Data>
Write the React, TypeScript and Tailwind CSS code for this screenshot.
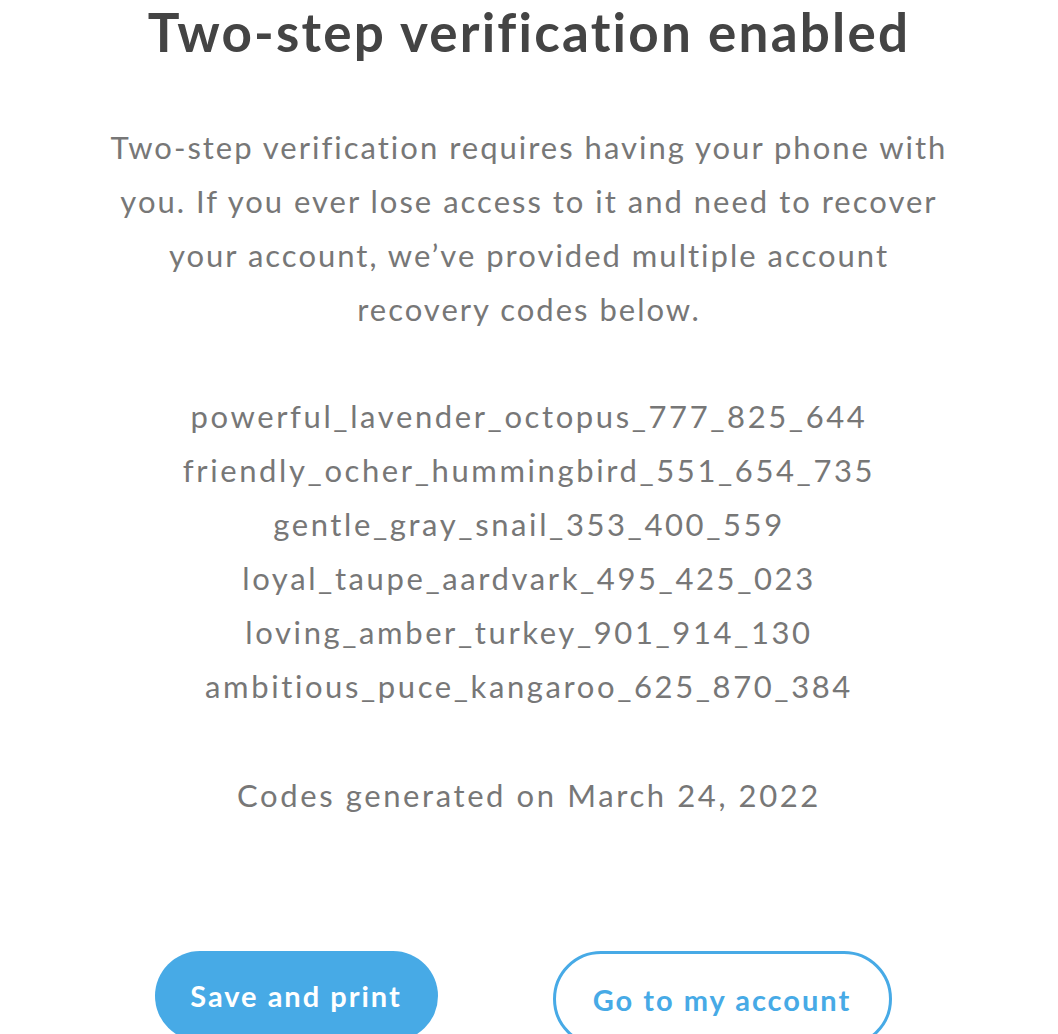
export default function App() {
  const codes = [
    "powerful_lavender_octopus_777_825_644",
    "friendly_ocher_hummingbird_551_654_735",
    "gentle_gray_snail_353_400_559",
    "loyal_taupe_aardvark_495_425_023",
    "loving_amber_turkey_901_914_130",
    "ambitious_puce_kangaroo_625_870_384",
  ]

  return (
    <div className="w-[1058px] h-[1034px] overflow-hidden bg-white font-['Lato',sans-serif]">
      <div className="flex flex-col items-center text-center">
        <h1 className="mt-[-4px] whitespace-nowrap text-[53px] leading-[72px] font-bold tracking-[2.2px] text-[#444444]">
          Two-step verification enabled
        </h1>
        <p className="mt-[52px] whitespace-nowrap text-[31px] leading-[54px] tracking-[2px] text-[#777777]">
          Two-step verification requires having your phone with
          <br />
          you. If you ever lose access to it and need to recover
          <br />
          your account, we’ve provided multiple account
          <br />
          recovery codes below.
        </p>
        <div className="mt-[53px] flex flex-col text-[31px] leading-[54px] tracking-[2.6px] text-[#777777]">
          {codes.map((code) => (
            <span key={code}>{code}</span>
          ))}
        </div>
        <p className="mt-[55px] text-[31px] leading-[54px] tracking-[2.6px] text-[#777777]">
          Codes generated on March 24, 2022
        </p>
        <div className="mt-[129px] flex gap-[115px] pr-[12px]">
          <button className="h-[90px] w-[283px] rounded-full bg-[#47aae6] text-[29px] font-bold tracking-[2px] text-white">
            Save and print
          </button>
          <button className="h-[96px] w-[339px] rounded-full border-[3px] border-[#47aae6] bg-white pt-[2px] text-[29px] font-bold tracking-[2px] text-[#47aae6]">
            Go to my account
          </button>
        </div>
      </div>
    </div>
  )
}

Task instructions>
Reproduce the data verbatim. Do not carry any picture into the copy.

Written response>
Write the React, TypeScript and Tailwind CSS code for this screenshot.
export default function App() {
  const codes = [
    "powerful_lavender_octopus_777_825_644",
    "friendly_ocher_hummingbird_551_654_735",
    "gentle_gray_snail_353_400_559",
    "loyal_taupe_aardvark_495_425_023",
    "loving_amber_turkey_901_914_130",
    "ambitious_puce_kangaroo_625_870_384",
  ]

  return (
    <div className="w-[1058px] h-[1034px] overflow-hidden bg-white font-['Lato',sans-serif]">
      <div className="flex flex-col items-center text-center">
        <h1 className="mt-[-4px] whitespace-nowrap text-[53px] leading-[72px] font-bold tracking-[2.2px] text-[#444444]">
          Two-step verification enabled
        </h1>
        <p className="mt-[52px] whitespace-nowrap text-[31px] leading-[54px] tracking-[2px] text-[#777777]">
          Two-step verification requires having your phone with
          <br />
          you. If you ever lose access to it and need to recover
          <br />
          your account, we’ve provided multiple account
          <br />
          recovery codes below.
        </p>
        <div className="mt-[53px] flex flex-col text-[31px] leading-[54px] tracking-[2.6px] text-[#777777]">
          {codes.map((code) => (
            <span key={code}>{code}</span>
          ))}
        </div>
        <p className="mt-[55px] text-[31px] leading-[54px] tracking-[2.6px] text-[#777777]">
          Codes generated on March 24, 2022
        </p>
        <div className="mt-[129px] flex gap-[115px] pr-[12px]">
          <button className="h-[90px] w-[283px] rounded-full bg-[#47aae6] text-[29px] font-bold tracking-[2px] text-white">
            Save and print
          </button>
          <button className="h-[96px] w-[339px] rounded-full border-[3px] border-[#47aae6] bg-white pt-[2px] text-[29px] font-bold tracking-[2px] text-[#47aae6]">
            Go to my account
          </button>
        </div>
      </div>
    </div>
  )
}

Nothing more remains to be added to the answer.